Two anonymous Baltimore policemen told CNN in June that officers had become less assertive and aggressive because of the heightened scrutiny from the media and the public. “Even though you have reasonable suspicion,” one of them said, “nine out of 10 times, that officer is going to keep on driving.” Another officer from New York City told Heather Mac Donald, “I won’t get out of my car for a reasonable-suspicion stop; I will if there’s a violent felony committed in my presence.”

Of course, the elephant in the debate room about the Ferguson effect is race. The “Ferguson effect” in St. Louis is attributed to the shooting death of an unarmed black man, Michael Brown, by a white officer, Darren Wilson, in a city just 10 miles away. The “Ferguson effect” in Chicago is related to Ferguson indirectly, but it’s more directly related to the shooting death of a knife-wielding black man, Laquan McDonald, by a white police officer, Jason Van Dyke.

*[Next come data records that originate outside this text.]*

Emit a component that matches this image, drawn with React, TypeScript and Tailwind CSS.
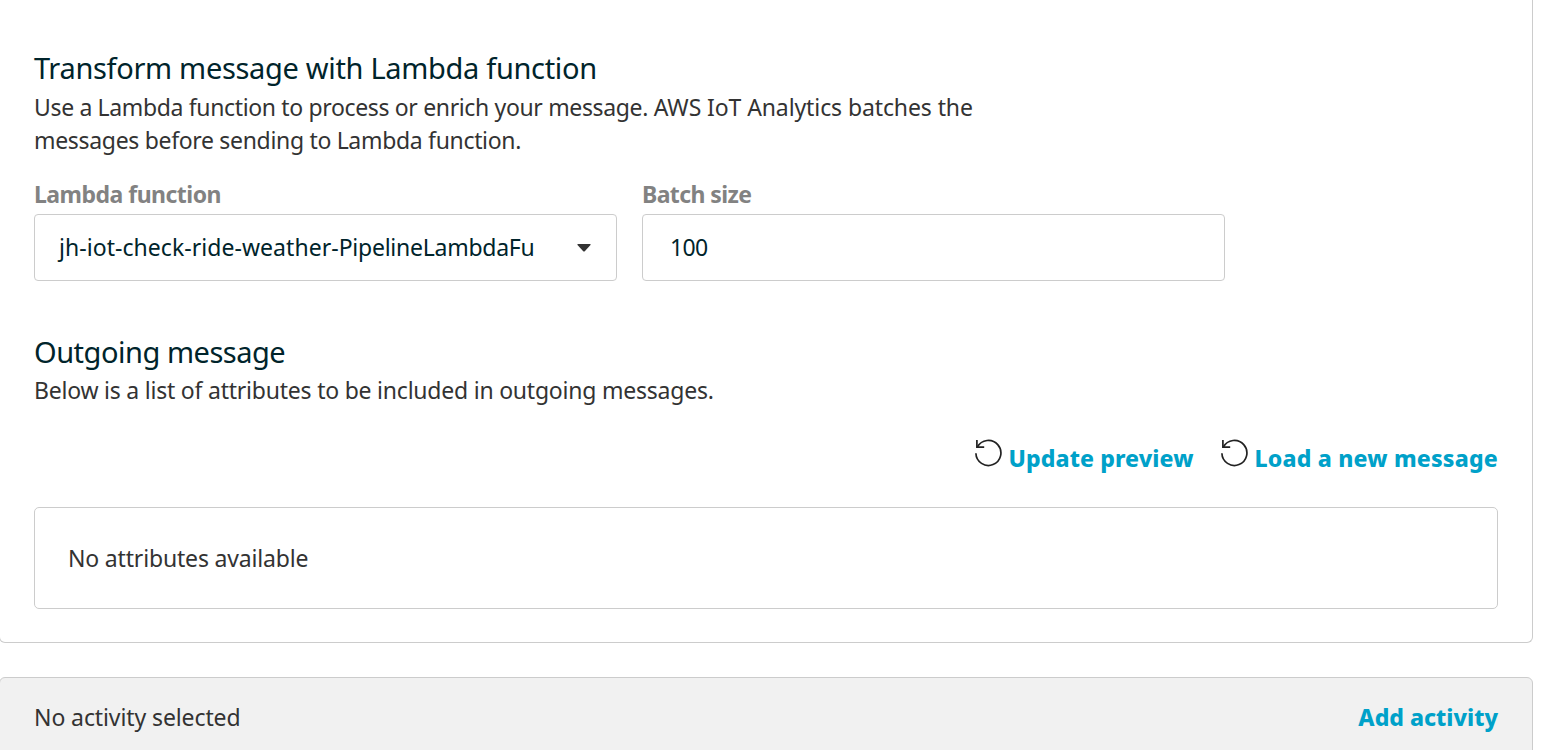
import type { ReactNode } from 'react';

function ReloadIcon() {
  return (
    <svg className="-mt-[10px] h-7 w-7 shrink-0" viewBox="0 0 28 28" fill="none" stroke="#222" strokeWidth="1.7">
      <path d="M1.9 14.3A12.5 12.5 0 1 0 3.4 8" />
      <path d="M2.9 0.9V8.2H10.2" />
    </svg>
  );
}

function Action({ label, tracking }: { label: string; tracking: string }) {
  return (
    <button className="flex h-8 items-center gap-[7px] whitespace-nowrap font-extrabold text-[#00a1c9]">
      <ReloadIcon />
      <span className={tracking}>{label}</span>
    </button>
  );
}

function Field({ label, tracking, children }: { label: string; tracking: string; children: ReactNode }) {
  return (
    <div className="w-[583px]">
      <div className="h-[33px] font-bold text-[#828282]">
        <span className={tracking}>{label}</span>
      </div>
      <div className="mt-[3px] flex h-[67px] items-center justify-between rounded-[4px] border border-[#ccc] text-[#00242b]">
        {children}
      </div>
    </div>
  );
}

export default function App() {
  return (
    <main className="h-[750px] w-full overflow-hidden whitespace-nowrap bg-white font-['Noto_Sans',sans-serif] text-[23px] leading-[33px] text-[#333]">
      <section className="-ml-px h-[643px] w-[1534px] rounded-b-[6px] border border-t-0 border-[#ccc] pl-[34px] pr-[34px] pt-[48px]">
        <h2 className="h-[43px] text-[29px] leading-[40px] text-[#00242b]">
          <span className="tracking-[-0.32px]">Transform message with Lambda function</span>
        </h2>
        <p>
          <span className="tracking-[-0.35px]">Use a Lambda function to process or enrich your message. </span>
          <span className="tracking-[-0.1px]">AWS IoT Analytics batches the</span>
          <br />
          <span className="tracking-[-0.32px]">messages before sending to Lambda function.</span>
        </p>
        <div className="mt-[21px] flex gap-[25px]">
          <Field label="Lambda function" tracking="tracking-[-0.52px]">
            <span className="ml-6 tracking-[0.05px]">
              jh-iot-check-ride-weather-<span className="tracking-[-0.25px]">PipelineLambdaFu</span>
            </span>
            <svg className="mr-[25px] h-2 w-[14px]" viewBox="0 0 14 8" fill="#333">
              <path d="M1 0H13Q14 0 13.5 1L8 7Q7 8 6 7L.5 1Q0 0 1 0Z" />
            </svg>
          </Field>
          <Field label="Batch size" tracking="tracking-[-0.6px]">
            <span className="ml-[27px] tracking-[-0.6px]">100</span>
          </Field>
        </div>
        <h2 className="mt-[51px] h-[42px] text-[29px] leading-[40px] text-[#00242b]">
          <span className="tracking-[-0.48px]">Outgoing message</span>
        </h2>
        <p>
          <span className="tracking-[-0.22px]">Below is a list of attributes to be included in outgoing messages.</span>
        </p>
        <div className="mt-[35px] flex justify-end gap-[26px]">
          <Action label="Update preview" tracking="tracking-[0.1px]" />
          <Action label="Load a new message" tracking="tracking-[0.2px]" />
        </div>
        <div className="mt-[33px] flex h-[102px] items-center rounded-[5px] border border-[#ccc] pl-[33px]">
          <span className="tracking-[-0.17px]">No attributes available</span>
        </div>
      </section>
      <section className="-ml-px mt-[34px] flex h-[90px] w-[1534px] justify-between rounded-t-[6px] border border-[#ccc] bg-[#f1f1f1] px-[34px] pt-[23px]">
        <span className="tracking-[-0.1px]">No activity selected</span>
        <button className="h-[33px] font-extrabold text-[#00a1c9]">
          <span>Add activity</span>
        </button>
      </section>
    </main>
  );
}
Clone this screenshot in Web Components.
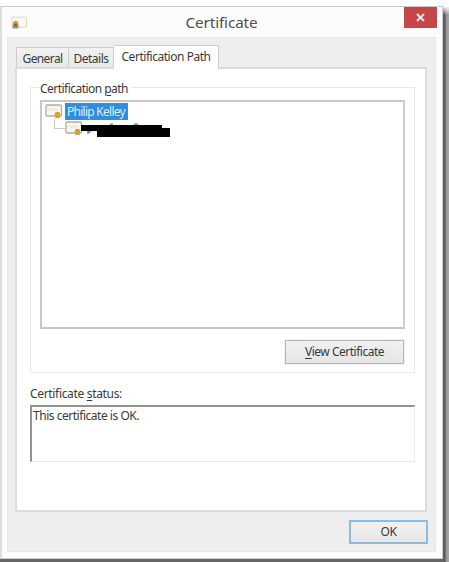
<!DOCTYPE html>
<html lang="en"><head><meta charset="utf-8"><title>Certificate</title>
<style>
html,body{margin:0;height:100%;background:#fff;overflow:hidden}
body{font:12px/16px "Noto Sans","Open Sans",sans-serif;color:#3a3a3a}
</style></head><body>
<cert-dialog></cert-dialog>
<script>
const define=(name,html,ready)=>customElements.define(name,class extends HTMLElement{
  constructor(){super();this.attachShadow({mode:'open'}).innerHTML=html;}
  connectedCallback(){if(ready)ready(this);}
});

// Label whose tracking is adjusted so that it spans the width in its "w" attribute.
define('ui-label',`<style>:host{display:inline-block;white-space:nowrap}span{display:inline-block}::slotted(u){text-underline-offset:2px;text-decoration-thickness:1px}</style><span><slot></slot></span>`,el=>{
  const w=+el.getAttribute('w'),s=el.shadowRoot.querySelector('span'),n=el.textContent.length;
  el.style.width=w+'px';
  s.style.letterSpacing=((w-s.getBoundingClientRect().width)/n)+'px';
});

define('cert-icon',`<style>:host{display:block;width:18px;height:15px}svg{display:block}</style>
<svg width="18" height="15" viewBox="0 0 18 15"><rect x="1" y="1" width="15.5" height="11" rx="1" fill="#f7f5f0" stroke="#b9ad94" stroke-width="1.3"/><path d="M4 4.5l3 2 2-1.5 4 1" fill="none" stroke="#ddd9d3"/><path d="M10.5 11v3.5l2-1 2 1V11" fill="#8d8590"/><circle cx="12.5" cy="10.5" r="2.8" fill="#dba520"/></svg>`);

define('title-icon',`<style>:host{display:block;width:17px;height:14px}svg{display:block}</style>
<svg width="17" height="14" viewBox="0 0 17 14"><rect x="1" y="1.2" width="14.5" height="10" rx="1" fill="#fbf9f5" stroke="#e5dcae"/><path d="M1.5 9h6v3.5h-6z" fill="#8a91a8"/><path d="M1.5 9.8l.9-4 2.2-1.2 2.2 1.2.9 4z" fill="#d9a116"/><circle cx="4.6" cy="9" r="1.6" fill="#876330"/></svg>`);

define('ui-button',`<style>:host{display:flex;align-items:center;justify-content:center;box-sizing:border-box;height:24px;border:1px solid #b5b5b5;background:linear-gradient(#f1f1f1,#e5e5e5);box-shadow:0 0 1px #aaa}
:host([primary]){border:2px solid #8dbbe6;box-shadow:none;background:linear-gradient(#f0f0f0,#e7e7e7)}</style><slot></slot>`);

define('close-button',`<style>:host{display:grid;place-items:center;width:33px;height:21px;background:#c84648}svg{display:block}</style>
<svg width="9" height="9" viewBox="0 0 9 9"><path d="M1 1l7 7M8 1L1 8" stroke="#f8e6e6" stroke-width="2"/></svg>`);

define('title-bar',`<style>:host{display:grid;grid-template-columns:33px 1fr 33px;height:30px;padding:0 5px 0 9px;color:#505050;font-size:15.3px;line-height:20px}
title-icon{margin-top:9px}ui-label{justify-self:center;margin:5px 5px 0 0}</style>
<title-icon></title-icon><ui-label w="72">Certificate</ui-label><close-button></close-button>`);

define('ui-tab',`<style>:host{display:flex;align-items:center;justify-content:center;box-sizing:border-box;height:20px;border:1px solid #cdcdcd;border-width:1px 1px 0 0;background:linear-gradient(#f1f1f1,#e9e9e9);padding-top:2px}
:host([first]){border-left-width:1px}
:host([active]){height:24px;background:#fff;margin-bottom:-2px;padding-bottom:2px;padding-top:0;position:relative;z-index:1}</style><slot></slot>`);

define('tab-strip',`<style>:host{display:flex;align-items:flex-end;height:22px;padding-left:1px}</style>
<ui-tab first style="width:53px"><ui-label w="40">General</ui-label></ui-tab>
<ui-tab style="width:45px"><ui-label w="35">Details</ui-label></ui-tab>
<ui-tab active style="width:105px"><ui-label w="89">Certification Path</ui-label></ui-tab>`);

define('cert-tree',`<style>:host{display:block;box-sizing:border-box;height:229px;border:2px solid #c8c8cc;border-right-color:#cfcfd2;background:#fff;padding:1px 0 0 3px}
.row{display:flex;height:17px}
.sel{box-sizing:border-box;height:17px;width:63px;margin-left:2px;padding:0 0 0 1px;line-height:15px;border:1px solid #8b7b62;background:#318ddd;color:#d7eefc}
.child{padding-left:9px}.elbow{width:10px;height:9px;border:1px solid #ccc;border-width:0 0 1px 1px;margin-top:-1px}
.child cert-icon{margin-top:1px}
.mask{display:block;margin-left:-3px;margin-top:2px}cert-icon{margin-top:1px}</style>
<div class="row"><cert-icon></cert-icon><div class="sel"><ui-label w="58">Philip Kelley</ui-label></div></div>
<div class="row child"><div class="elbow"></div><cert-icon></cert-icon>
<svg class="mask" width="91" height="16" viewBox="0 0 91 16"><path d="M8 7v5M8 8q5-1 3.5 1t-3.5 1" fill="none" stroke="#555"/><path d="M30 2.5h3M54 2.5h4" stroke="#888" stroke-width="2"/><path d="M1 3h81v3h8v9H17V9H1z" fill="#000"/></svg></div>`);

define('path-group',`<style>:host{display:block;box-sizing:border-box;height:286px;border:1px solid #e9e9e9;padding:0 9px;margin-right:1px}
.legend{display:block;width:91px;background:#fff;margin:-7px 0 3px -1px;padding-left:1px;height:16px}
ui-button{width:119px;margin:11px 1px 0 auto}</style>
<div class="legend"><ui-label w="88">Certification <u>p</u>ath</ui-label></div>
<cert-tree></cert-tree><ui-button><ui-label w="79"><u>V</u>iew Certificate</ui-label></ui-button>`);

define('status-box',`<style>:host{display:block;box-sizing:border-box;height:57px;border:2px solid #929292;border-right:1px solid #ebebeb;border-bottom:1px solid #e6e6e6;padding:1px 0 0 1px;margin-right:1px}</style><slot></slot>`);

define('tab-page',`<style>:host{display:block;box-sizing:border-box;height:445px;border:2px solid #dcdcdc;background:#fff;padding:18px 9px 0 13px}
.caption{display:block;height:16px;margin:13px 0 3px}</style>
<path-group></path-group><div class="caption"><ui-label w="92">Certificate <u>s</u>tatus:</ui-label></div>
<status-box><ui-label w="106">This certificate is OK.</ui-label></status-box>`);

define('cert-dialog',`<style>:host{display:block;box-sizing:border-box;width:449px;height:562px;padding-top:6px;background:#fff}
.shadow{display:block;box-sizing:border-box;width:449px;height:556px;padding:0 6px 3px 0;background:linear-gradient(#fff,rgba(255,255,255,0) 9px),linear-gradient(90deg,#666 0,#666 443px,#555 445px,#929292 446px,#a6a6a6 449px)}
.win{box-sizing:border-box;width:443px;height:553px;border:1px solid #c9c9c9;border-left:2px solid #ddd;background:#fcfcfc}
.client{box-sizing:border-box;margin:0 6px 0 5px;height:515px;border:1px solid #e7e7e7;background:#eee;padding:7px 8px 0 7px}
.actions{display:flex;justify-content:flex-end;padding-top:8px}.actions ui-button{width:79px;margin-right:-1px}</style>
<div class="shadow"><div class="win"><title-bar></title-bar><div class="client">
<tab-strip></tab-strip><tab-page></tab-page><div class="actions"><ui-button primary><ui-label w="16">OK</ui-label></ui-button></div></div></div></div>`);
</script></body></html>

Because of the race factor, some of the opponents of the Ferguson effect—chiefly the Black Lives Matter movement—make the sweeping generalization that law enforcement is inherently racially biased against blacks. This is something not confirmed by facts. The Color of Crime—a study by economic consultant Edwin S. Rubenstein of the ESR Research—indicates that racial bias within law enforcement is negligible.

In the August Trumpet, editor in chief Gerald Flurry discussed the problems that naturally result when the nation’s law enforcement—instead of the criminals—is handcuffed. That result, in short, is that violent crime will increase. “We must see what is happening in America today as God does,” he wrote in “Police Under Attack.” “We have to recognize the cause and see the spiritual dimension. Then we can look at Bible prophecy and see exactly where it is leading. … But in the end, these nation-destroying problems are actually correction from God to help us see our sins and repent of them. The same Bible that prophesies of our cities burning shows that ultimately, all this suffering will help bring this nation to its senses and prepare us to submit to God once Jesus Christ returns to this Earth. Thank God for that!”